Francesco Totti ne ha fatta un’altra. Assist e rigore al 93esimo, il Capitano (perché tale è per i romanisti, a lettera maiuscola) riesce nel miracolo di far segnare quel cioccolone di Edin Dzeko e poi si piglia la soddisfazione degli undici metri regalatagli proprio dal bosniaco. Consegna così alla Roma la vittoria sulla Sampdoria, inchiodata da ottanta minuti di pioggia, grandine, fulmini e saette. Prima da Giove e poi dal dio Pupone.

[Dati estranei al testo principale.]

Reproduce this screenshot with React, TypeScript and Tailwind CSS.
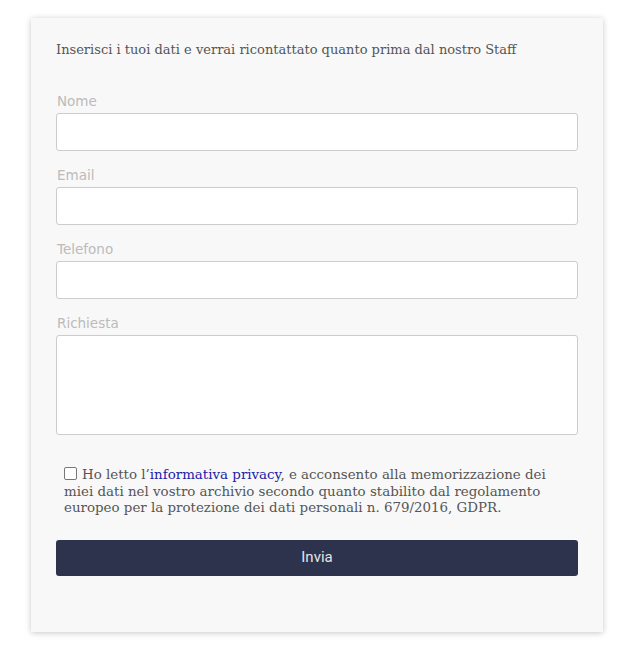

Spalletti, truce console con ius vitae ac necis su tutto lo spogliatoio giallorosso, si gode le delizie del suo arcinemico mentre, adesso, i romanisti adoranti gongolano e i numerologi studiano formule algebriche, ricordano statistiche, mettono in fila esempi, segnali e signa. Segna – tanto per continuare giochi di parole – da ventitré campionati, ininterrottamente. È a una sola segnatura dal record di 250 reti in campionato. Negli ultimi minuti è devastante come nessun altro. È un simbolo e vende, ma non si vende. In tv, su Premium, Totti si chiede candido: Perché smettere? E vagli a dare torto.
Che lui sia fortissimo, nonostante l’età è fuori discussione. Però se può continuare a giocare ad alti livelli è perché alla fine, la Serie A è un po’ l’ombra del “campionato più bello del mondo” a cui giovanissimo Totti impose il suo talento, la sua foga e il suo carisma. Ma anche questo è argomento vecchio, trito e ritrito e ormai è più noioso di una tavola rotonda sui trigliceridi. Finché la Roma va, lasciala andare.
Roma è ai piedi del Capitano che si trasfigura nel dio degli ultimi minuti. Nel refugium peccatorum che riscatta gli sbagli di una Roma che non sa ancora se vuole vincere, pareggiare o perdere. E aspetta trepida il miracolo del Pupone, calciatore a fine carriera (in teoria) e miracolista taumaturgo in servizio permanente effettivo capace persino di resuscitare uno smorto lungagnone di legno come Lazzaro Dzeko, per sollevare le braccia al cielo.